If you have any suggestions about choosing a high-risk ob-gyn, please share them in the comments.

Summer Hill-Vinson About Summer Hill-Vinson

Summer (MS) delivered her son 14 weeks early in July 2010 as a result of preterm labor, and he was in the NICU for 3 months. She unexpectedly developed severe preeclampsia with her daughter, almost had her in another state while on vacation, and delivered her 11 weeks premature in January 2013. Both babies weighed 2.5 pounds, and they were in the same NICU for a combined 150 days. Summer, a journalism instructor, is writing a book about her family's NICU years.

Comments

  1. Great tips! How far did you go with your second? I’m now pregnant with my second… My first unexplained labor and delivered at 25wks. I’m currently on my labor (24+5) and nervous as heck! I’m also being followed but like you said the chaos that is life in the medical world makes things truly like the NICU and the high need to advocate exists.
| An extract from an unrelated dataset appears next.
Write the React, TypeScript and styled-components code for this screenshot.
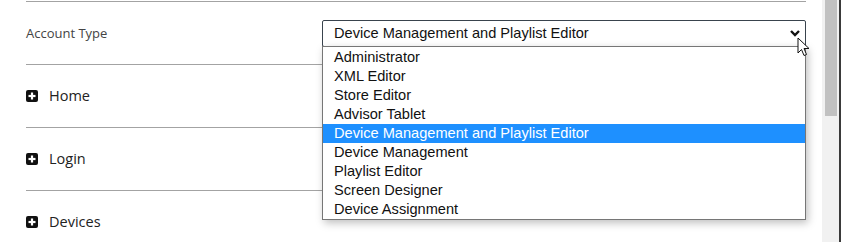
import React, { useState } from 'react';
import styled, { createGlobalStyle } from 'styled-components';

const GlobalStyle = createGlobalStyle`
    html, body {
        margin: 0;
        padding: 0;
        background: #fff;
        overflow: hidden;
    }
`;

const Page = styled.div`
    display: flex;
    flex-direction: row;
    width: 841px;
    height: 242px;
    overflow: hidden;
    position: relative;
`;

const Content = styled.div`
    flex: 1;
    padding: 1px 16px 0 26px;
`;

const Row = styled.div`
    display: flex;
    align-items: center;
    height: 62px;
    border-top: 1px solid #a3a3a3;
`;

const Label = styled.span`
    width: 296px;
    font-family: "Open Sans", sans-serif;
    font-size: 13px;
    color: #444;
`;

const SectionTitle = styled.span`
    display: flex;
    align-items: center;
    gap: 11px;
    margin-top: -1px;
    font-family: "Open Sans", sans-serif;
    font-size: 14.5px;
    color: #222;
`;

const SelectWrap = styled.div`
    position: relative;
    flex: 1;
`;

const SelectBox = styled.div`
    box-sizing: border-box;
    height: 27px;
    border: 1px solid #39434d;
    border-radius: 2px;
    display: flex;
    align-items: center;
    justify-content: space-between;
    padding: 0 4px 0 11px;
    font-family: "Liberation Sans", Arial, sans-serif;
    font-size: 14.6px;
    color: #111;
`;

const Options = styled.ul`
    position: absolute;
    top: 26px;
    left: 0;
    right: 0;
    margin: 0;
    padding: 1px 0 0;
    list-style: none;
    background: #fff;
    border: 1px solid #767676;
    box-shadow: 2px 3px 8px rgba(0, 0, 0, 0.25);
    z-index: 2;
`;

const Option = styled.li<{ $active?: boolean }>`
    height: 19px;
    line-height: 19px;
    padding-left: 11px;
    font-family: "Liberation Sans", Arial, sans-serif;
    font-size: 14.6px;
    color: ${p => (p.$active ? '#fff' : '#111')};
    background: ${p => (p.$active ? '#1e90ff' : 'transparent')};
`;

const Scrollbar = styled.div`
    width: 17px;
    background: #f1f1f1;
    border-right: 2px solid #3a3a3a;
    display: flex;
    justify-content: center;
`;

const Thumb = styled.div`
    width: 12px;
    height: 116px;
    background: #c1c1c1;
`;

const Cursor = styled.svg`
    position: absolute;
    left: 797px;
    top: 37px;
    z-index: 3;
`;

const options = [
    'Administrator',
    'XML Editor',
    'Store Editor',
    'Advisor Tablet',
    'Device Management and Playlist Editor',
    'Device Management',
    'Playlist Editor',
    'Screen Designer',
    'Device Assignment',
];

const sections = ['Home', 'Login', 'Devices'];

const PlusSquare = () => (
    <svg width="12" height="12" viewBox="0 0 12 12">
        <rect x="0" y="0" width="12" height="12" rx="2" fill="#111" />
        <rect x="4.9" y="2.5" width="2.2" height="7" fill="#fff" />
        <rect x="2.5" y="4.9" width="7" height="2.2" fill="#fff" />
    </svg>
);

const Chevron = () => (
    <svg width="12" height="8" viewBox="0 0 12 8">
        <polyline points="2,2 6,6 10,2" fill="none" stroke="#111" strokeWidth="2.4" />
    </svg>
);

const App: React.FC = () => {
    const [selected] = useState('Device Management and Playlist Editor');
    return (
        <Page>
            <GlobalStyle />
            <Content>
                <Row>
                    <Label>Account Type</Label>
                    <SelectWrap>
                        <SelectBox>
                            <span>{selected}</span>
                            <Chevron />
                        </SelectBox>
                        <Options>
                            {options.map(o => (
                                <Option key={o} $active={o === selected}>{o}</Option>
                            ))}
                        </Options>
                    </SelectWrap>
                </Row>
                {sections.map(s => (
                    <Row key={s}>
                        <SectionTitle>
                            <PlusSquare />
                            {s}
                        </SectionTitle>
                    </Row>
                ))}
            </Content>
            <Scrollbar>
                <Thumb />
            </Scrollbar>
            <Cursor width="13" height="20" viewBox="0 0 13 20">
                <path d="M1 1 L1 16 L4.5 12.5 L7 18.5 L9.5 17.5 L7 11.5 L12 11.5 Z" fill="#fff" stroke="#111" strokeWidth="1" strokeLinejoin="round" />
            </Cursor>
        </Page>
    );
};

export default App;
I’m being seen by a mix team of ob-guns at the high risk clinic who I have less confidence in and do very little. As well as a private clinic who has been more than amazing and does so the urine screens every time… Fingers crossed for a fully cooked baby!

    • Thank you, Lisa. I went to just under 30 weeks the second time, which was definitely an improvement! I can imagine how nervous you must be as you approach the point when you had your first baby–I was on pins and needles during Week 26 of my second pregnancy. I’m glad they’re keeping a close watch on you, and I hope you get a big, healthy, full-term baby!